While the headline rates are key, much of the release deals with the impact that a small number of characteristics (ethnicity, FSM background, sex, region of residence) have on someone’s chances of participation either in all higher education or just at high tariff providers. Seasoned participation data-watchers will note the absence of prior attainment here – and there are a few other measures at a top level: I even spotted that just 358 young people with an EHC plan had attended a high tariff provider by the age of 25.
The intersections address the perennial questions around ethnicity and participation. In London (the part of the UK with the highest proportion of black male students at school), just 9 per cent of this group got to a high tariff provider by the time they reached 25, compared to 15 per cent of their white peers.
There are very slight changes to the methodology. We are looking at cohorts based on age 15 rather than age 19 now, a choice that means that the figures now include the progress of the small number of pupils who enter higher education in England before the age of 18. Data on FE students has been improved, and the early participation marker is by someone’s 19th birthday (rather than a version that included only the chunk of the year before the summer) which helps to include non-standard and January start dates.
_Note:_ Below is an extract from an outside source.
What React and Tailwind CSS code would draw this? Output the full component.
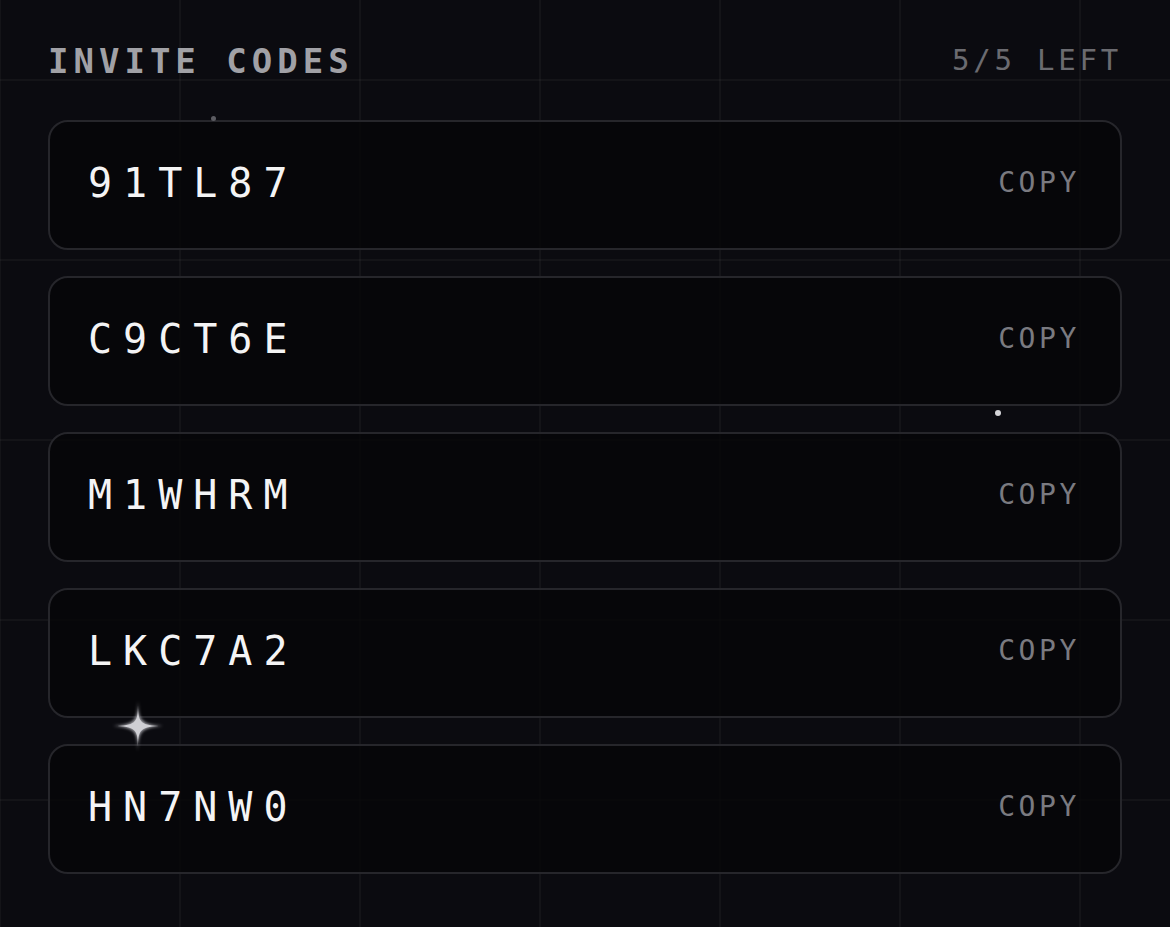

It all makes a very small positive difference – a couple of fractions of a percentage point) – and a tidier release overall.
Fans of DfE action on access may recall the HE Access and Participation Task and Finish Group (can one ever really “finish” access and participation work?) It is due to report, via the work Derby vice chancellor Kathryn Mitchell as chair and a collection of sector luminaries and experts, in 2027. In the meantime, today brings an exchange of letters between Mitchell and skills minister Jacqui Smith that sets out the likely findings.
In May of this year, Mitchell summarised the emerging proposals as follows:
- A need to increase the overall number of entrants via the “expansion and normalisation of level 4 and level 5 pathways
- … alongside a strengthening of existing pathways to address the “conversion gap” (learners who are qualified to access HE and would benefit from it but do not)
- … and recognising that an absence of young participation may – in this lifelong learning focused future – legitimately be a delay rather than an endpoint
She also highlights an enhanced focus on place, driven by stronger collaboration and an increase in locally accessible pathways (or franchise and partnership provision, as OfS might call it) bringing together national and local skills priorities. On that, she does ask the question as to how well regulatory responsibilities are aligned across and beyond the education and skills system.